Vodacom officially dropped its R7 billion bid for Neotel on Tuesday following the Pretoria High Court’s ruling that Icasa’s approval of the transfer of Neotel’s operating and spectrum licences to Vodacom be set aside in its entirety. By Gugu Lourie


Techcentral reported on Monday that Icasa met secretly and unlawfully with Vodacom to discuss the operator’s proposed R7bn acquisition of Neotel, leading to a “reasonable suspicion of bias” against the communications regulator, the high court in Pretoria has found.

The end to the 22-month quest to combine South Africa’s biggest mobile phone operator with the country’s second biggest fixed-line telephone operator came after the high court pronouncement that signaled the end of the deal.

Shameel Joosub, Vodacom CEO

On Tuesday, Vodacom informed investors that the agreement with Neotel to buy fixed line business has lapsed due to regulatory complexities in concluding the transaction as well as ceratin conditions not being fulfilled.

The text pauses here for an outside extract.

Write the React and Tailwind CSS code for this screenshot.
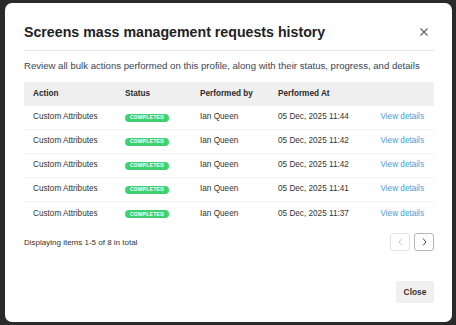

“The parties have agreed that the proposed restructured transaction can no longer be progressed,” Vodacom said in a statement.

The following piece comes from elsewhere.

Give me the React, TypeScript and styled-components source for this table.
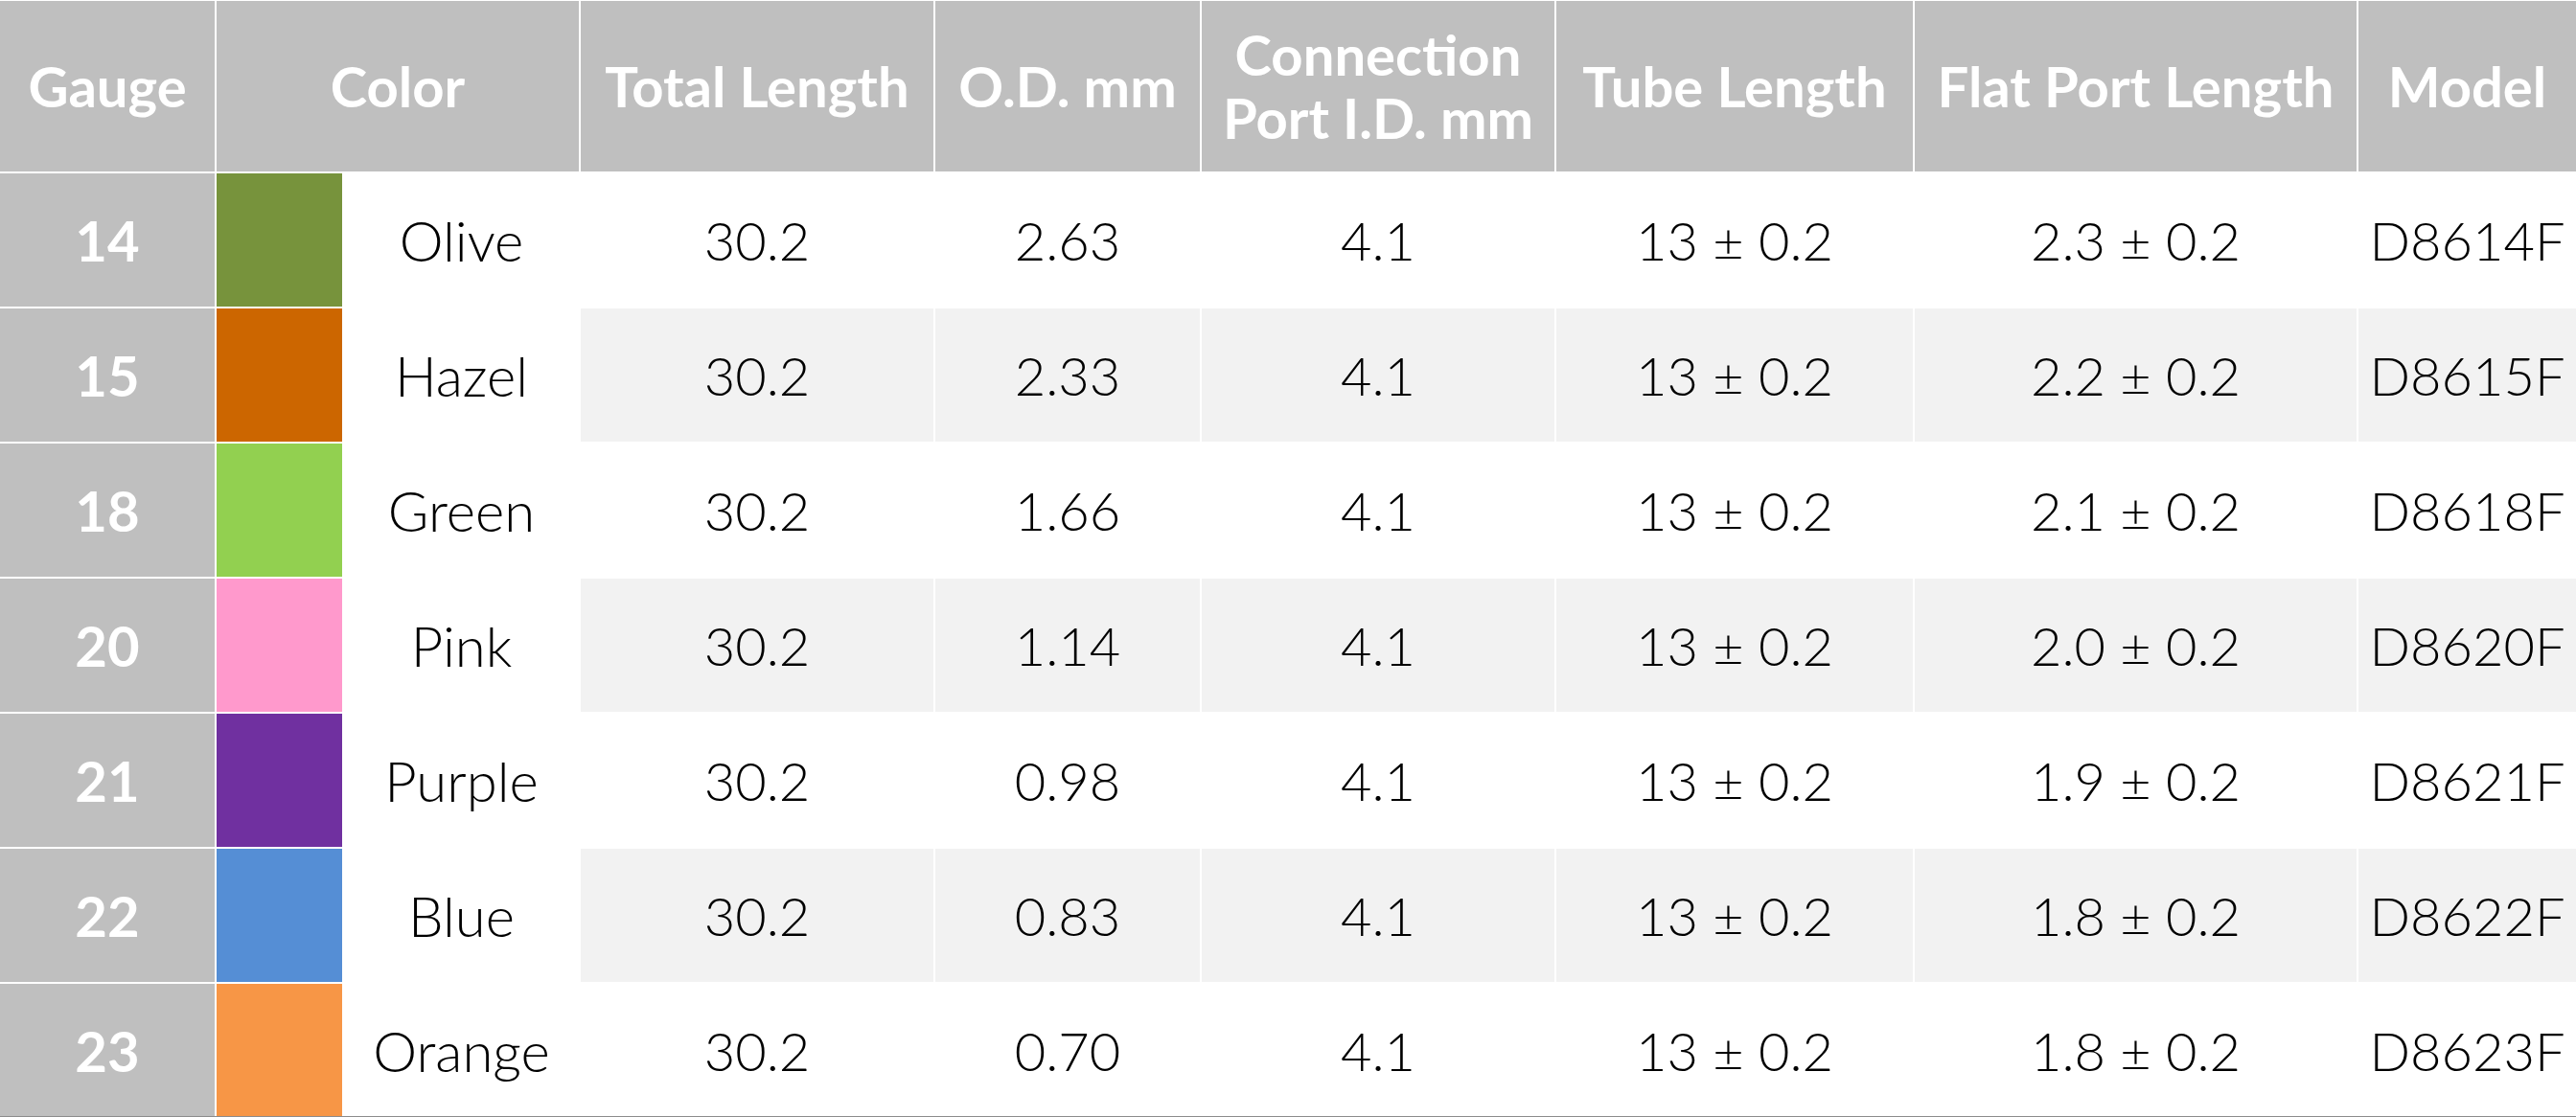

In May 2014, Vodacom first announced its bid to combine its assets and skills with Neotel to accelerate the rollout of fibre-based services to customers and acquire, inter alia, Neotel’s licences and spectrum

The mobile phone operator, which is majority owned by British mobile giant Vodafone, advised investors that the telco will continue to invest in the development of its own high-speed communications infrastructure to stimulate greater competition in the fixed telecommunications and support both its business services and its consumer business.

 “It is disappointing that we have reached this conclusion despite all our efforts to find a way to deal with the complexities of the restructured transaction. Our ambition to increase the rollout of fibre-based broadband services to customers remains. We will continue to look for spectrum opportunities, as well as opportunities to accelerate our fixed line business,” says Shameel Joosub, Group CEO of Vodacom.

In December, Vodacom revised its deal with Neotel after reviewing the merger and giving up on getting its hands on the lucrative spectrum owned by the fixed-line telephone group.

The move by Vodacom to push for a revised transaction structure comes after Neotel placed its CEO Sunil Joshi and chief financial officer Steven Whiley on special leave in July amid an investigation into bribery.

Under the new deal structure, Vodacom will buy the majority of Neotel’s assets related to its fixed line business as a going concern, excluding, Neotel’s licenses (spectrum, ECN, ECNS).

Launched in 2006 to compete with Telkom, Neotel owns a lucrative 800MHz spectrum.

Vodacom was keen to see the deal being finalised so that it can aggressively roll out its fibre-to-the-home (FTTH) and fibre-to-the-business (FTTB) services.